A new, cutting-edge new venue, The Boulevard Theatre, is coming soon to Soho, a part of a £40m redevelopment of Walker’s Court “the none-too-salubrious Soho alley once dominated by “world centre of erotic entertainment” the Raymond Revuebar. The Guardian covered the news, saying,” The Boulevard takes its name from a former sister venue to the striptease club, which was part of porn baron Paul Raymond’s empire. As well as staging drama, the original Boulevard became a beer-soaked home to the Comic Strip group of comedians. The stylish new theatre opens to the public later this month with Ghost Quartet, a haunting song cycle by the American composer Dave Malloy, who had a recent Broadway hit with Natasha, Pierre & The Great Comet of 1812.”

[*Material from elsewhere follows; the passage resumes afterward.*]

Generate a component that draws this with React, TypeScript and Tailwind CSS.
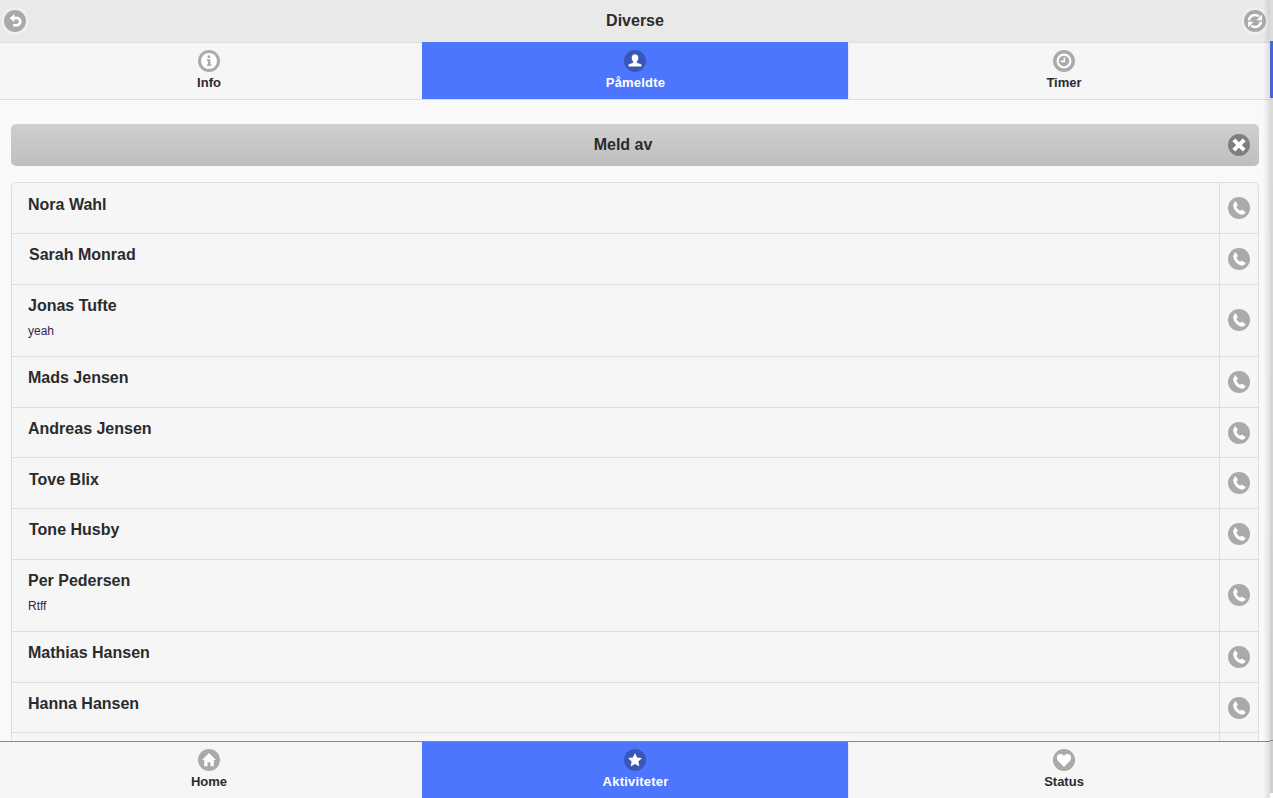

The Guardian continues to note that,”Meanwhile, the restaurant walls have been freshly painted pink, the piano is newly installed in the bar and a layer of lace has been laid within the glass bridge that connects the theatre to its box office across the alley and also offers theatregoers a colourful view up bustling Berwick Street market. “Endless” conversations about the theatre’s seating have resulted in a handsome assemblage of freestanding chairs, currently dotted around a revolvable stage. “The challenge was to find something beautiful … yet stackable,” says artistic director Rachel Edwards, looking down at her new home from the balcony, which is itself revolvable.
The intimate Boulevard, with a seating capacity of 165, is “my ideal size of theatre” says Edwards, who hopes that the many configurations possible in this tiny but super-flexible new space means audiences will be surprised each time they arrive. Ghost Quartet will be presented in-the-round, with some audience members sharing a lowered inner circle of the stage with the cast of four. Due to its size, most Boulevard shows will have fewer than half a dozen actors, says Edwards. The Cavalcaders, a play by Billy Roche to be directed by Kathy Burke, has a cast of six, the largest in the opening season. “It feels like we’re doing 42nd Street,” she laughs.
Edwards says Ghost Quartet is a fitting opener because “at its heart it’s about what stories are, how we tell them and receive them.” And, without a doubt at the heart of Soho is a ingrained history of story-telling, yarn-spinning and gold old carousing.